— BEGIN —

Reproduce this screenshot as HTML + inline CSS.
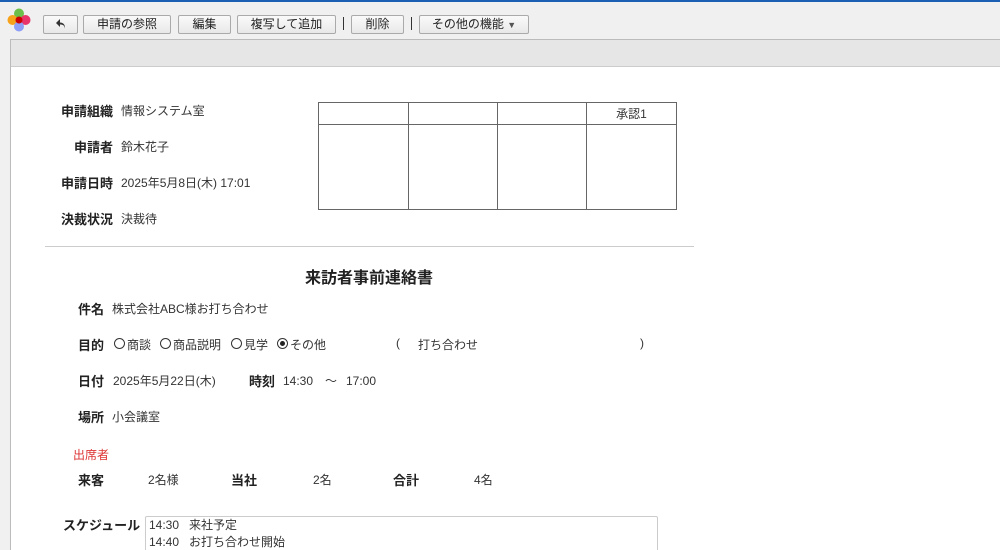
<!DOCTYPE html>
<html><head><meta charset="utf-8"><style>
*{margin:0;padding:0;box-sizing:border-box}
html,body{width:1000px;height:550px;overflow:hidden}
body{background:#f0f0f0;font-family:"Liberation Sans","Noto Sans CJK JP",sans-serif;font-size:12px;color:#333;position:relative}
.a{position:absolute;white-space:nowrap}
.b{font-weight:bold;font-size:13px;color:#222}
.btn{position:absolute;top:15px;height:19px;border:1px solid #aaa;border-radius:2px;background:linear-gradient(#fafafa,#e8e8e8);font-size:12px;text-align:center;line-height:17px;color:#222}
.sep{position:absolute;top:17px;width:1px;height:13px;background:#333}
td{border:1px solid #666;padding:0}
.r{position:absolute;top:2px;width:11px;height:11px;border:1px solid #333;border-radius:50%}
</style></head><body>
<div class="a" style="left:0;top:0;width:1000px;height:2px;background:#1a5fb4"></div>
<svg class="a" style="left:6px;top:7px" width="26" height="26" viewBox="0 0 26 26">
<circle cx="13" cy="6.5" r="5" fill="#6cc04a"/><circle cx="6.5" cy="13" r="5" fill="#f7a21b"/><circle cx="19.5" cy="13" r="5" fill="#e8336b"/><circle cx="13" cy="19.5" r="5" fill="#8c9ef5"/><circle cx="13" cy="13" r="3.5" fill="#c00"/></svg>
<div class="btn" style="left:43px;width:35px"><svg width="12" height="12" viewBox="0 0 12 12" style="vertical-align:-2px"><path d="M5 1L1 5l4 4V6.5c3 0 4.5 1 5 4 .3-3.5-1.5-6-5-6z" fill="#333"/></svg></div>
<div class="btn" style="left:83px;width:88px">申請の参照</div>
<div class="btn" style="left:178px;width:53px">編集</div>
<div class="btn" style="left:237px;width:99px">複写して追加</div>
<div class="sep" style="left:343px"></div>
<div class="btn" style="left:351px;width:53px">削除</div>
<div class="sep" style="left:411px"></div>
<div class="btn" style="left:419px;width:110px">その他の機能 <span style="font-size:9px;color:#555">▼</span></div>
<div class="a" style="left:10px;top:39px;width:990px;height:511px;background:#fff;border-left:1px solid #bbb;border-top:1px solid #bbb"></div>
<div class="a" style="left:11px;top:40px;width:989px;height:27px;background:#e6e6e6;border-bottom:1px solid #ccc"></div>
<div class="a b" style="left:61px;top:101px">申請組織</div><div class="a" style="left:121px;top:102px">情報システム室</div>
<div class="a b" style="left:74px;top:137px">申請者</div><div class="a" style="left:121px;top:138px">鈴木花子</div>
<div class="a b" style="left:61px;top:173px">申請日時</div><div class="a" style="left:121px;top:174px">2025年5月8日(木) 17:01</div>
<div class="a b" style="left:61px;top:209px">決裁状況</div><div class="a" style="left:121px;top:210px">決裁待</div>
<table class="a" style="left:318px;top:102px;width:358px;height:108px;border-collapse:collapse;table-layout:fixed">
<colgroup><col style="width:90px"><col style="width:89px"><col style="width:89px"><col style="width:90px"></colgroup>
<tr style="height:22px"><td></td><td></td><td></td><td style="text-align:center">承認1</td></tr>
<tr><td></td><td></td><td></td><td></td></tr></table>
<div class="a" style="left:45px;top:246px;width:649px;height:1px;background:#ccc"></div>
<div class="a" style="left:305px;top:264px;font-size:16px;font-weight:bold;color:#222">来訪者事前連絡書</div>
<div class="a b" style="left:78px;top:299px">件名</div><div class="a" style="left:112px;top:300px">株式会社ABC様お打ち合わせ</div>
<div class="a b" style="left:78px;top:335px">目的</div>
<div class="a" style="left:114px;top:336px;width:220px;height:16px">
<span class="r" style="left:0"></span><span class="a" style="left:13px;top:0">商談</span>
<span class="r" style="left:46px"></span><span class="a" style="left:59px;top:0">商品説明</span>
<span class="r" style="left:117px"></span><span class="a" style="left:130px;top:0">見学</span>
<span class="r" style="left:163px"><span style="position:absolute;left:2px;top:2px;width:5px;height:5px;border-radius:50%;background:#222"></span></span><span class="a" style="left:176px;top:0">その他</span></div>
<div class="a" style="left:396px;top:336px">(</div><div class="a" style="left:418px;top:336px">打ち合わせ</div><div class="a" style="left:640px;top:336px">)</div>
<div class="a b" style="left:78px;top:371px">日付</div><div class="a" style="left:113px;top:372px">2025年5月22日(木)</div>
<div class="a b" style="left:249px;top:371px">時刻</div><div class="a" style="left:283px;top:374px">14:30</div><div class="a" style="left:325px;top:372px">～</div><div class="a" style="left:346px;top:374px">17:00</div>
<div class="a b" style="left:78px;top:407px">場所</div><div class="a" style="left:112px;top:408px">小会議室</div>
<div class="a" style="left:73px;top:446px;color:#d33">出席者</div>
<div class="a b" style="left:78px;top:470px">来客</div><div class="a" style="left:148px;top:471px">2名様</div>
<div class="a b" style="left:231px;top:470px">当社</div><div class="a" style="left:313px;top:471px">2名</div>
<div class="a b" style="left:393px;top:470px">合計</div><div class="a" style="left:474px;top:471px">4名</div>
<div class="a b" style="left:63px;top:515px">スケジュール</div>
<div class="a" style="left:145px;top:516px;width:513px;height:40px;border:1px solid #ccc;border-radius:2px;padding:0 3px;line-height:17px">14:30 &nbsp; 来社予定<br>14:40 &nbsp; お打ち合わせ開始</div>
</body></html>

— END —

Problem details =>
Set down the material above as is, without any pictures.

Result of the exercise =>
Reproduce this screenshot as HTML + inline CSS.
<!DOCTYPE html>
<html><head><meta charset="utf-8"><style>
*{margin:0;padding:0;box-sizing:border-box}
html,body{width:1000px;height:550px;overflow:hidden}
body{background:#f0f0f0;font-family:"Liberation Sans","Noto Sans CJK JP",sans-serif;font-size:12px;color:#333;position:relative}
.a{position:absolute;white-space:nowrap}
.b{font-weight:bold;font-size:13px;color:#222}
.btn{position:absolute;top:15px;height:19px;border:1px solid #aaa;border-radius:2px;background:linear-gradient(#fafafa,#e8e8e8);font-size:12px;text-align:center;line-height:17px;color:#222}
.sep{position:absolute;top:17px;width:1px;height:13px;background:#333}
td{border:1px solid #666;padding:0}
.r{position:absolute;top:2px;width:11px;height:11px;border:1px solid #333;border-radius:50%}
</style></head><body>
<div class="a" style="left:0;top:0;width:1000px;height:2px;background:#1a5fb4"></div>
<svg class="a" style="left:6px;top:7px" width="26" height="26" viewBox="0 0 26 26">
<circle cx="13" cy="6.5" r="5" fill="#6cc04a"/><circle cx="6.5" cy="13" r="5" fill="#f7a21b"/><circle cx="19.5" cy="13" r="5" fill="#e8336b"/><circle cx="13" cy="19.5" r="5" fill="#8c9ef5"/><circle cx="13" cy="13" r="3.5" fill="#c00"/></svg>
<div class="btn" style="left:43px;width:35px"><svg width="12" height="12" viewBox="0 0 12 12" style="vertical-align:-2px"><path d="M5 1L1 5l4 4V6.5c3 0 4.5 1 5 4 .3-3.5-1.5-6-5-6z" fill="#333"/></svg></div>
<div class="btn" style="left:83px;width:88px">申請の参照</div>
<div class="btn" style="left:178px;width:53px">編集</div>
<div class="btn" style="left:237px;width:99px">複写して追加</div>
<div class="sep" style="left:343px"></div>
<div class="btn" style="left:351px;width:53px">削除</div>
<div class="sep" style="left:411px"></div>
<div class="btn" style="left:419px;width:110px">その他の機能 <span style="font-size:9px;color:#555">▼</span></div>
<div class="a" style="left:10px;top:39px;width:990px;height:511px;background:#fff;border-left:1px solid #bbb;border-top:1px solid #bbb"></div>
<div class="a" style="left:11px;top:40px;width:989px;height:27px;background:#e6e6e6;border-bottom:1px solid #ccc"></div>
<div class="a b" style="left:61px;top:101px">申請組織</div><div class="a" style="left:121px;top:102px">情報システム室</div>
<div class="a b" style="left:74px;top:137px">申請者</div><div class="a" style="left:121px;top:138px">鈴木花子</div>
<div class="a b" style="left:61px;top:173px">申請日時</div><div class="a" style="left:121px;top:174px">2025年5月8日(木) 17:01</div>
<div class="a b" style="left:61px;top:209px">決裁状況</div><div class="a" style="left:121px;top:210px">決裁待</div>
<table class="a" style="left:318px;top:102px;width:358px;height:108px;border-collapse:collapse;table-layout:fixed">
<colgroup><col style="width:90px"><col style="width:89px"><col style="width:89px"><col style="width:90px"></colgroup>
<tr style="height:22px"><td></td><td></td><td></td><td style="text-align:center">承認1</td></tr>
<tr><td></td><td></td><td></td><td></td></tr></table>
<div class="a" style="left:45px;top:246px;width:649px;height:1px;background:#ccc"></div>
<div class="a" style="left:305px;top:264px;font-size:16px;font-weight:bold;color:#222">来訪者事前連絡書</div>
<div class="a b" style="left:78px;top:299px">件名</div><div class="a" style="left:112px;top:300px">株式会社ABC様お打ち合わせ</div>
<div class="a b" style="left:78px;top:335px">目的</div>
<div class="a" style="left:114px;top:336px;width:220px;height:16px">
<span class="r" style="left:0"></span><span class="a" style="left:13px;top:0">商談</span>
<span class="r" style="left:46px"></span><span class="a" style="left:59px;top:0">商品説明</span>
<span class="r" style="left:117px"></span><span class="a" style="left:130px;top:0">見学</span>
<span class="r" style="left:163px"><span style="position:absolute;left:2px;top:2px;width:5px;height:5px;border-radius:50%;background:#222"></span></span><span class="a" style="left:176px;top:0">その他</span></div>
<div class="a" style="left:396px;top:336px">(</div><div class="a" style="left:418px;top:336px">打ち合わせ</div><div class="a" style="left:640px;top:336px">)</div>
<div class="a b" style="left:78px;top:371px">日付</div><div class="a" style="left:113px;top:372px">2025年5月22日(木)</div>
<div class="a b" style="left:249px;top:371px">時刻</div><div class="a" style="left:283px;top:374px">14:30</div><div class="a" style="left:325px;top:372px">～</div><div class="a" style="left:346px;top:374px">17:00</div>
<div class="a b" style="left:78px;top:407px">場所</div><div class="a" style="left:112px;top:408px">小会議室</div>
<div class="a" style="left:73px;top:446px;color:#d33">出席者</div>
<div class="a b" style="left:78px;top:470px">来客</div><div class="a" style="left:148px;top:471px">2名様</div>
<div class="a b" style="left:231px;top:470px">当社</div><div class="a" style="left:313px;top:471px">2名</div>
<div class="a b" style="left:393px;top:470px">合計</div><div class="a" style="left:474px;top:471px">4名</div>
<div class="a b" style="left:63px;top:515px">スケジュール</div>
<div class="a" style="left:145px;top:516px;width:513px;height:40px;border:1px solid #ccc;border-radius:2px;padding:0 3px;line-height:17px">14:30 &nbsp; 来社予定<br>14:40 &nbsp; お打ち合わせ開始</div>
</body></html>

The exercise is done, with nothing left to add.